Figure 2: Wheat Prices ($US 1982-2009)
More interesting than the grains themselves is grain handling capacity, especially in cases where it is protected from competition. During the grain price spikes of the 1970’s, elevators filled up. On a growing commodity price there is less risk in carrying inventory and more speculators looking for a way to squeeze out shorts from the futures market. With higher grain inventories, handling capacity shrinks and operators should be able to exert significant pricing power. In terms of individual names, Viterra, Andersons and ADM should be worthy of some investigation in North America and Singapore-listed Wilmar International, whose focus is palm oil, also looks attractive.

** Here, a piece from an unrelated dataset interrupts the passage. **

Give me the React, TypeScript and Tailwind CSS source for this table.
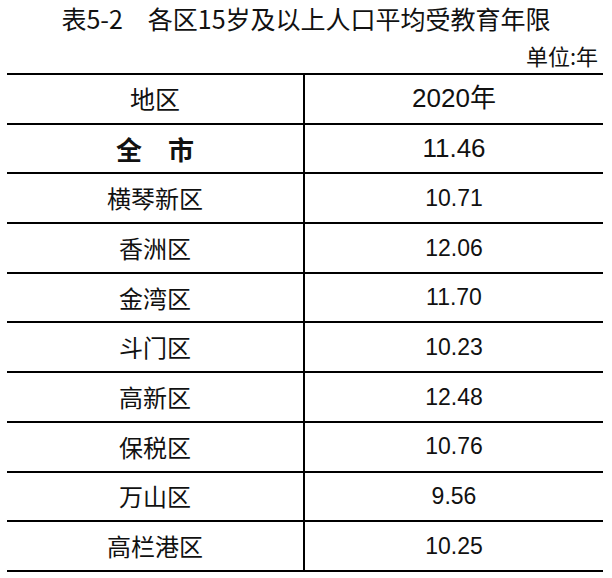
const rows: [string, string][] = [
  ["横琴新区", "10.71"],
  ["香洲区", "12.06"],
  ["金湾区", "11.70"],
  ["斗门区", "10.23"],
  ["高新区", "12.48"],
  ["保税区", "10.76"],
  ["万山区", "9.56"],
  ["高栏港区", "10.25"],
];

const cjk = "font-['Noto_Sans_CJK_SC',sans-serif]";
const num = "font-['Liberation_Sans','Noto_Sans_CJK_SC',sans-serif]";

export default function App() {
  return (
    <div className="w-[612px] h-[578px] bg-white text-[#111]">
      <div className={`${cjk} h-[36px] flex items-center justify-center text-[25px] leading-none`}>
        表5-2　各区15岁及以上人口平均受教育年限
      </div>
      <div className={`${cjk} h-[37px] flex items-center justify-end pr-[14px] text-[22px] leading-none`}>
        单位:年
      </div>
      <div className="ml-[7px] w-[596px] border-t-2 border-black">
        <div className="grid grid-cols-2 h-[49.7px] border-b-2 border-black">
          <div className={`${cjk} flex items-center justify-center border-r-2 border-black text-[25px]`}>地区</div>
          <div className={`${num} flex items-center justify-center text-[26px]`}>2020年</div>
        </div>
        <div className="grid grid-cols-2 h-[49.7px] border-b-2 border-black">
          <div className={`${cjk} flex items-center justify-center border-r-2 border-black text-[26px] font-bold`}>
            全　市
          </div>
          <div className={`${num} flex items-center justify-center text-[26px]`}>11.46</div>
        </div>
        {rows.map(([name, val]) => (
          <div key={name} className="grid grid-cols-2 h-[49.7px] border-b-2 border-black">
            <div className={`${cjk} flex items-center justify-center border-r-2 border-black text-[24px]`}>{name}</div>
            <div className={`${num} flex items-center justify-center text-[23px]`}>{val}</div>
          </div>
        ))}
      </div>
    </div>
  );
}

Software: For different reasons, software companies may also be an attractive area to study. In a market that was willing to pay anything for yield, few cared for assets. Intangible assets, the stock-in-trade of most software companies, were especially shunned. However, the right intangible assests can prove to be very scarce and may allow a software business to exert considerable pricing power.
Screening the lower EV/Assets ratios results in a list of many fairly healthy software businesses with excellent balance sheets. I have posted at length on Novell Inc. and RealNetworks, but Microsoft and Cray Computer (a software business disguised as a hardware business) also look good to me in the longer run.
Software players with strong balance sheets have an important embedded option, in my view. As Venture Capital – the industry – faces headwinds, venture capital the concept may allow existing software players to pick up cheap interests in the next generation of innovative software franchises. A growing software platform has few equals in terms of scarce assets.
Investing based on scarcity, rather than on yield, has an admittedly counter-intuitive feel for anyone who has been involved in the capital markets of the past decade. But, to summon the wisdom of Holmes again, “When you have eliminated the impossible, whatever remains, however improbable, must be the truth.”